## [What the exercise asks]
Present each line of the entries below that holds the word "index".

## [Records for processing]
+---+

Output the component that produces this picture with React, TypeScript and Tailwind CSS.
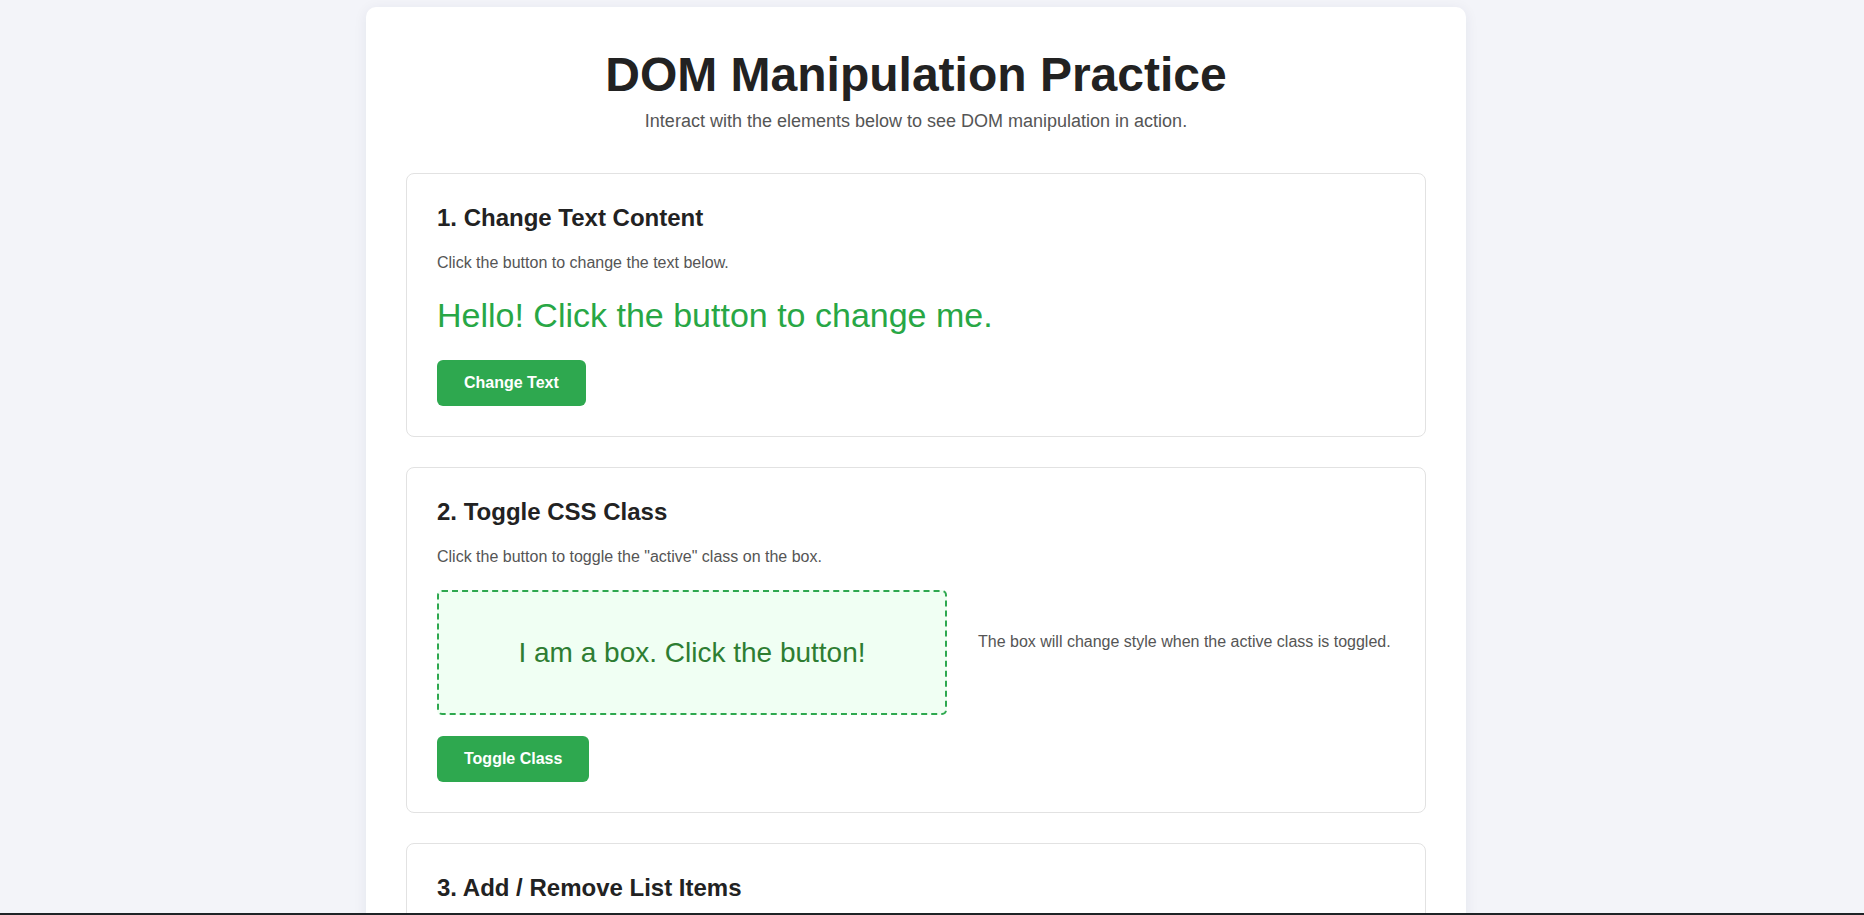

+---+

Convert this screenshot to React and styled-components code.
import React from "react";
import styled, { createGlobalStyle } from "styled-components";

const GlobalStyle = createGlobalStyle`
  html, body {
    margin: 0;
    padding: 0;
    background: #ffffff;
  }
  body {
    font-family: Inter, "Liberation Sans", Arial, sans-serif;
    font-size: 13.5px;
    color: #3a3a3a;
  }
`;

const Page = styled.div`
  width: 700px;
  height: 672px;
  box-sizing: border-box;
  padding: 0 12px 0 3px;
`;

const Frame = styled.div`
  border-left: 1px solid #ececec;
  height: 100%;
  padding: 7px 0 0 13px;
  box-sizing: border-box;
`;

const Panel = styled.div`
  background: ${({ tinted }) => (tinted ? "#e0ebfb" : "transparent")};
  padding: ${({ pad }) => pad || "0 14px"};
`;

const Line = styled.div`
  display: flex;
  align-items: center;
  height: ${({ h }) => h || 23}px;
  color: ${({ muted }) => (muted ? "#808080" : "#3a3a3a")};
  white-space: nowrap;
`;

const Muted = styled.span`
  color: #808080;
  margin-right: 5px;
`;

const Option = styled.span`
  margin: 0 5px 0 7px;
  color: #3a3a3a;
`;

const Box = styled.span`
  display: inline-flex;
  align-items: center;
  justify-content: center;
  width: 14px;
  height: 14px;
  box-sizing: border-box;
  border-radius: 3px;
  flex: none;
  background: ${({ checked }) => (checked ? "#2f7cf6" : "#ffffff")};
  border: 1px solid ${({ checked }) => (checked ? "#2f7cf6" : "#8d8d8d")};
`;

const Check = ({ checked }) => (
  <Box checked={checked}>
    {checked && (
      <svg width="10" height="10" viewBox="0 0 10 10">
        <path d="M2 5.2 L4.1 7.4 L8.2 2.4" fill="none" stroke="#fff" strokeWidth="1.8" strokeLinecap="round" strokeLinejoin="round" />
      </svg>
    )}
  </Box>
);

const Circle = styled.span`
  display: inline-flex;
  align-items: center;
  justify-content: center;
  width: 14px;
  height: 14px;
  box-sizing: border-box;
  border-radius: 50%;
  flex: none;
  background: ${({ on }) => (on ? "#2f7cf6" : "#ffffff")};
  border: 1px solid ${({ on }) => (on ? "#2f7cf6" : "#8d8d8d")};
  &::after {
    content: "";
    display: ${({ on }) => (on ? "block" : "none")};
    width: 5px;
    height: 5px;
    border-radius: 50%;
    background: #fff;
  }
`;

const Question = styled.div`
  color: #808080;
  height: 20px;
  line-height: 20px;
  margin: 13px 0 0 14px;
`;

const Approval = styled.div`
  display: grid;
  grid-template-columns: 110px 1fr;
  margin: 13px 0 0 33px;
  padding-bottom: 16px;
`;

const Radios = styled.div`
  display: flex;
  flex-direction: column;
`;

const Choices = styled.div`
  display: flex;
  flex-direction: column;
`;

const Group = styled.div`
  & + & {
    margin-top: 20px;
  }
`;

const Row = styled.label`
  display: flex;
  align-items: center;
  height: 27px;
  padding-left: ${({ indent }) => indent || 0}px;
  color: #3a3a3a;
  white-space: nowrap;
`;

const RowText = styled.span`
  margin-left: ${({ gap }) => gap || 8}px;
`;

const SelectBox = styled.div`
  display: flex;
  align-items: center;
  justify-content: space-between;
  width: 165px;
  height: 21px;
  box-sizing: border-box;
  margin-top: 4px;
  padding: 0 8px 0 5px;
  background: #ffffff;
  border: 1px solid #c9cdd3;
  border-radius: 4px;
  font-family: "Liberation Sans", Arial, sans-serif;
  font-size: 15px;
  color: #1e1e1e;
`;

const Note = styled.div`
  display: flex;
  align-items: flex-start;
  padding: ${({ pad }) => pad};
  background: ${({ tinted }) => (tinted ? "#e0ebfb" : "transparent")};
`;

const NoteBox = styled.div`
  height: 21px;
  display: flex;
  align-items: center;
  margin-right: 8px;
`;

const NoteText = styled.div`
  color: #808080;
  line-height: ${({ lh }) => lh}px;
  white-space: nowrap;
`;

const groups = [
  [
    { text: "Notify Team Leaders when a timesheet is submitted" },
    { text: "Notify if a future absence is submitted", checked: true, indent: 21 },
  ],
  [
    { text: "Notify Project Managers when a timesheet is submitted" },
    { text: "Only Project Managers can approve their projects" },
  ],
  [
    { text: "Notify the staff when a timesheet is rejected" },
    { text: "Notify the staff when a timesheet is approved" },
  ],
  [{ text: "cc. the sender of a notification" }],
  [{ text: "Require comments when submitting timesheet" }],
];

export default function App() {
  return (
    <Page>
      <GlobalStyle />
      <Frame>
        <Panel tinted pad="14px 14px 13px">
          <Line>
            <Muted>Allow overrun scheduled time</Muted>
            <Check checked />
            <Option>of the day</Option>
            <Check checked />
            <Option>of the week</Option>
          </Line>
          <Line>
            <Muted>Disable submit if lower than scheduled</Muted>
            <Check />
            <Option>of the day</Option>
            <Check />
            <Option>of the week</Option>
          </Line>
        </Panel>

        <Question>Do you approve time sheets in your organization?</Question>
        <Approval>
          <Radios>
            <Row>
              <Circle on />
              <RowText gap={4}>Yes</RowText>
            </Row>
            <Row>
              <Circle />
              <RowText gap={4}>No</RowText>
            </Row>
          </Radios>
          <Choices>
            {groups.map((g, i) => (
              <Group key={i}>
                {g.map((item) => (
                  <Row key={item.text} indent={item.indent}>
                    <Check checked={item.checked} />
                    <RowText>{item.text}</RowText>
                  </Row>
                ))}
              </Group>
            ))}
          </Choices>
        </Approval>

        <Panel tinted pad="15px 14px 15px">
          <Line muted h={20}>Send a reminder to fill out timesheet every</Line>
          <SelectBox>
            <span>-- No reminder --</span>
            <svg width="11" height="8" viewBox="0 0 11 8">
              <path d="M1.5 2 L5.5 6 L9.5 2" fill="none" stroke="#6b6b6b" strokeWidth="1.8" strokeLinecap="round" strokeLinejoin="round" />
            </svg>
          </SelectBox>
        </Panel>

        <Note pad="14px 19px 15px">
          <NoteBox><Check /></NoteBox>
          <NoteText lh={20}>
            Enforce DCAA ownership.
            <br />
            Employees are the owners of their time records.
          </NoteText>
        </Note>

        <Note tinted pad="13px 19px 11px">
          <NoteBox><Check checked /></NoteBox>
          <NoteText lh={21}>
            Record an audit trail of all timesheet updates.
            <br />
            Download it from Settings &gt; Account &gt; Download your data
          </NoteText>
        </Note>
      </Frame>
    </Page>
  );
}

+---+

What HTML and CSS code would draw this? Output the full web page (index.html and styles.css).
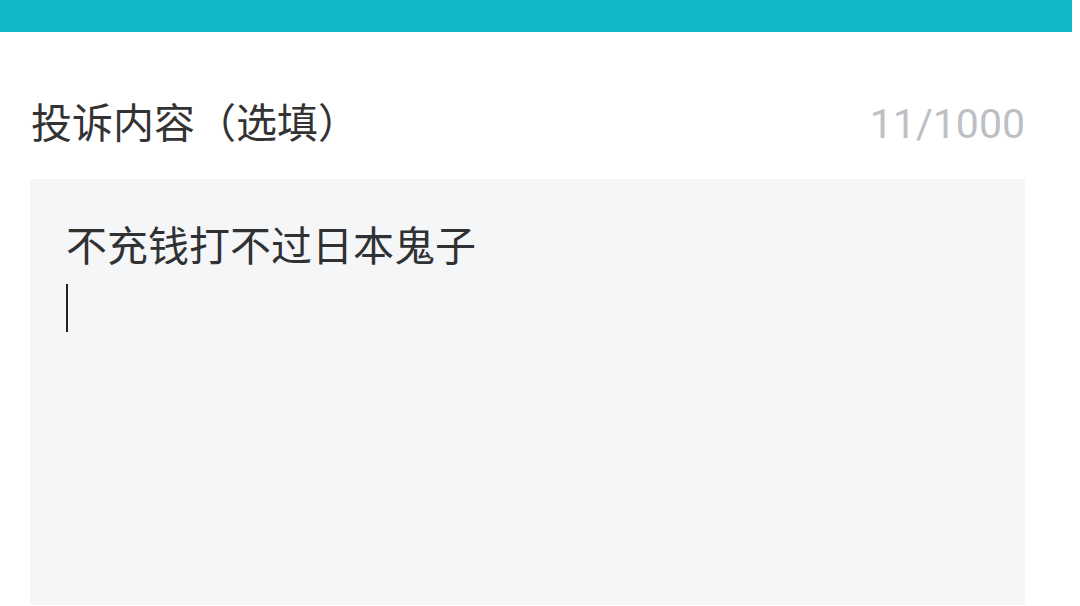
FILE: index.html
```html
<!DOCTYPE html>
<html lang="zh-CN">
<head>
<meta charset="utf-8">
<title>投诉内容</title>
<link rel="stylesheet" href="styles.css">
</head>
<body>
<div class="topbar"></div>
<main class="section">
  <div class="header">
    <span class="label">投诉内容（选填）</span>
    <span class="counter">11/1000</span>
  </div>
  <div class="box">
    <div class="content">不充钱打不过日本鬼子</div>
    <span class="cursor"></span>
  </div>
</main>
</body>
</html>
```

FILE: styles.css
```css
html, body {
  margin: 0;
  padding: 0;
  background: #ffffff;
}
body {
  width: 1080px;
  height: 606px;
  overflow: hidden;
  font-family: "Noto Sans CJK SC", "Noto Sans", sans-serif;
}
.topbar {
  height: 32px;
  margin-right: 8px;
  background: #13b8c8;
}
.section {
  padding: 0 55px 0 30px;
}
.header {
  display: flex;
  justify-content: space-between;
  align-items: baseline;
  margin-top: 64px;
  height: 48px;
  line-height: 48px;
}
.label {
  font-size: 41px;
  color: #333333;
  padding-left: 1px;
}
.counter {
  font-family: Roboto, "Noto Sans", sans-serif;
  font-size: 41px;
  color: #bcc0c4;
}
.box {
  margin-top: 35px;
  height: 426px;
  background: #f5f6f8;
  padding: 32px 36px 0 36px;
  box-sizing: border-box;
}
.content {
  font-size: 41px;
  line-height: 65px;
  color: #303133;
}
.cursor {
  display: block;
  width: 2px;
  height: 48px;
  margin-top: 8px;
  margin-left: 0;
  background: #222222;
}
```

+---+

## [Answer for this exercise]
What HTML and CSS code would draw this? Output the full web page (index.html and styles.css).
FILE: index.html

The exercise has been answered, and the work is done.